Unser Autor hat in Zahnarztpraxen mehr als nur Bohrer kennengelernt – spannende und skurrile Geschichten!

Nicht unbedingt angenehm: Sichelsonde und der Mundspiegel zwischen Zähnen und Zunge Foto: Julian Stratenschulte/dpa

Kontinuität spielt in meinem Leben keine große Rolle. Das zeigt sich schon an den Zahnarztpraxen, in denen ich hausieren war. Als Kind spürten meine Eltern mit mir Praxen in jedem Winkel Münchens auf, später folgten Behandlungsstühle in Augsburg, Wien, Leipzig, Den Haag und Berlin. Immer wenn ich mit meinem gelben Bonusheft antanze, fühle ich mich in meine Milchzahn-Ära zurückversetzt und sammle die Stempel der Zahn­ärz­t:in­nen wie früher Panini-Sticker auf dem Pausenhof.

Das Schöne an dieser Nicht-Kontinuität: Zahnschmerzen mit unterschiedlichsten Aussichten! Ich habe aus dem Wartezimmer bereits über den Naschmarkt und den Internationalen Strafgerichtshof geblickt. Darüber hinaus? Spannende Geschichten – denen man ehrlich gesagt ausgeliefert ist, da Zwischenrufe mit Sichelsonde im Mund eher schwierig sind.

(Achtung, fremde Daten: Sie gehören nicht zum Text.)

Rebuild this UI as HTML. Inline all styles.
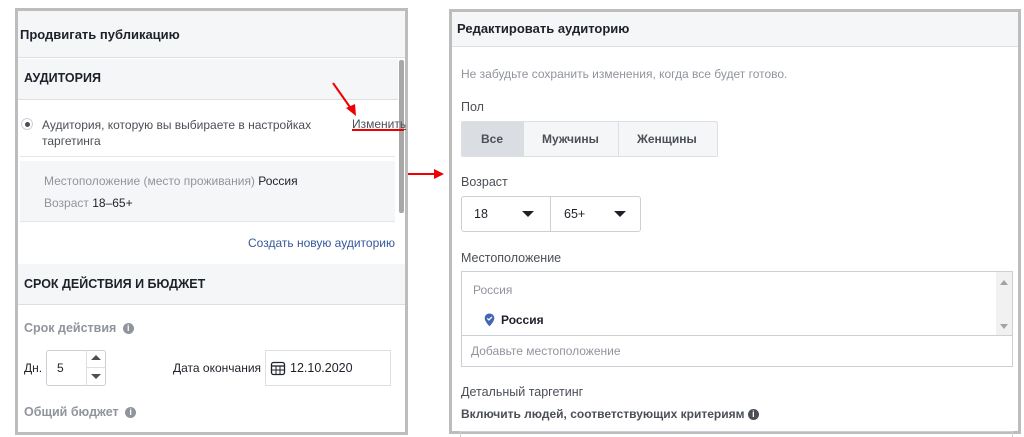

Ein Leben lang in Ostberlin

„Sind Sie in Ostberlin aufgewachsen?“, stellte ich vor Kurzem in Friedrichshain der Zahnärztin eine Frage, um mich aus der Gesprächspflicht zu nehmen. Treffer! Ihr Vater war Türsteher auf dem RAW-Gelände und alles andere als im Kuschelkurs mit Honecker. Plötzlich kam der positive Bescheid für den Ausreiseantrag. Möbel wurden verkauft, Taschen gepackt, Freunde verabschiedet – und dann, am Tag des Aufbruchs, der Sinneswandel. Der Vater entschied, zu bleiben. Wegen eines schlechten Traums. Alles retour: Nach­mie­te­r:in­nen wurden mit 50 DDR-Mark abgefrühstückt, Möbel zurückerkauft, Kleidung wieder auf die Bügel gehängt.

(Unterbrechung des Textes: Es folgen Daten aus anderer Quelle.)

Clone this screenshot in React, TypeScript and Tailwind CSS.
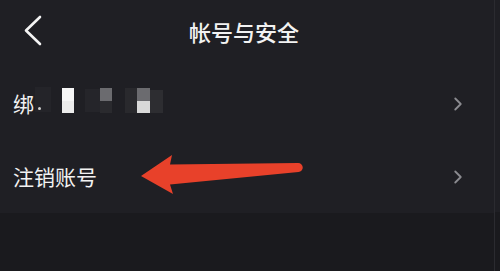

So ist sie ihr Leben lang in Ostberlin geblieben. Während ich in meinem Städte-Chaos lebe, faszinieren mich solche Kontinuitäten immer mehr. Zum Abschluss, ohne Loch und mit sauberen Zähnen, lud ich sie zum taz lab am 26. April ein. Sie wird es sich überlegen, sagte sie, während sie mein Bonusheft mit einem weiteren Stempel versah.